Gatling excels at simulating users under stress. MariaDB is a relational database built for consistency, not chaos. When they run together without clear coordination, connection pools misfire, query caches thrash, and your test results become meaningless. Pairing them smartly turns noise into knowledge. It’s about aligning concurrency models and load distribution so that the data you collect actually reflects production behavior.

Start by deciding what you want to measure. Gatling works best when it reflects real user paths, not just random API hits. MariaDB cares about transaction types and locking patterns. Combine both perspectives: define test scenarios that mirror actual read/write ratios, then configure your database tuning—max connections, innodb_buffer_pool_size, and slow query thresholds—to match.

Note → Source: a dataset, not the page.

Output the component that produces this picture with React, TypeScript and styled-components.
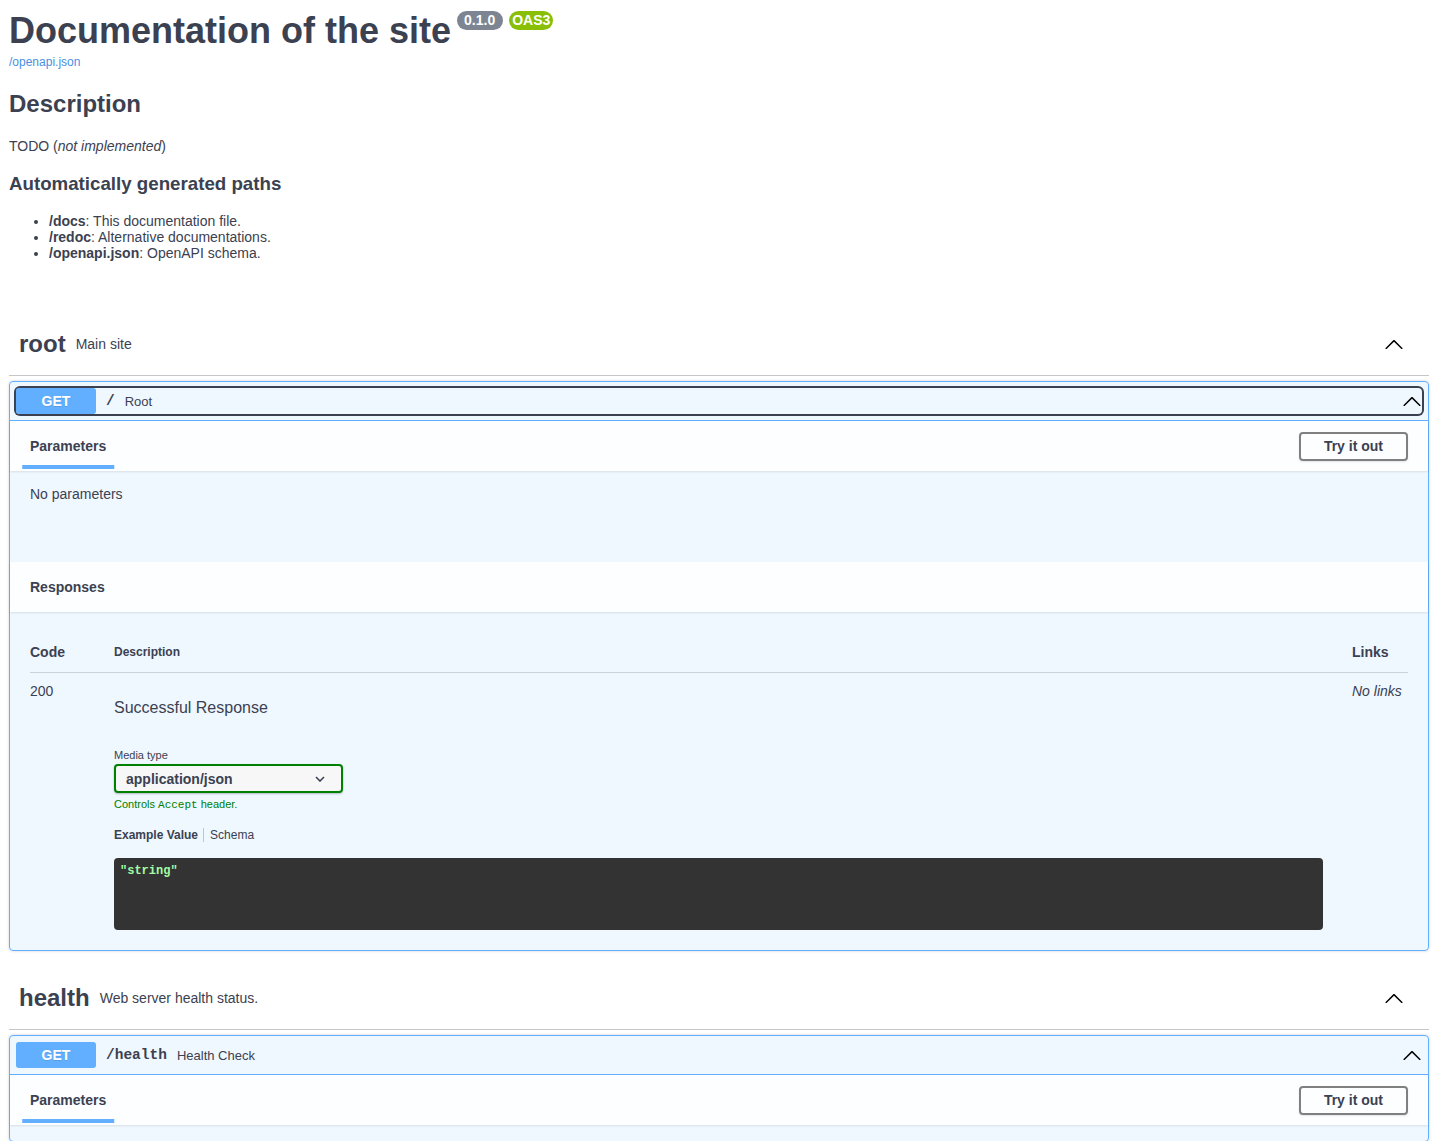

In practice, the integration workflow looks like this. Gatling drives API requests or direct SQL calls through service endpoints. MariaDB tracks query performance via logs and metrics APIs like Performance Schema. The trick is to separate test traffic identities so you can isolate results cleanly. Use proper credentials with fine-grained roles. Tools that enforce identity-aware access, such as Okta or AWS IAM, keep production data safe even while stress testing.

Quick answer: How do I connect Gatling and MariaDB securely?
Run Gatling against a dedicated test environment. Use MariaDB users restricted to that workload and rotate secrets regularly. Monitor load through your telemetry stack—Prometheus, Grafana, or whatever keeps your ops team sane.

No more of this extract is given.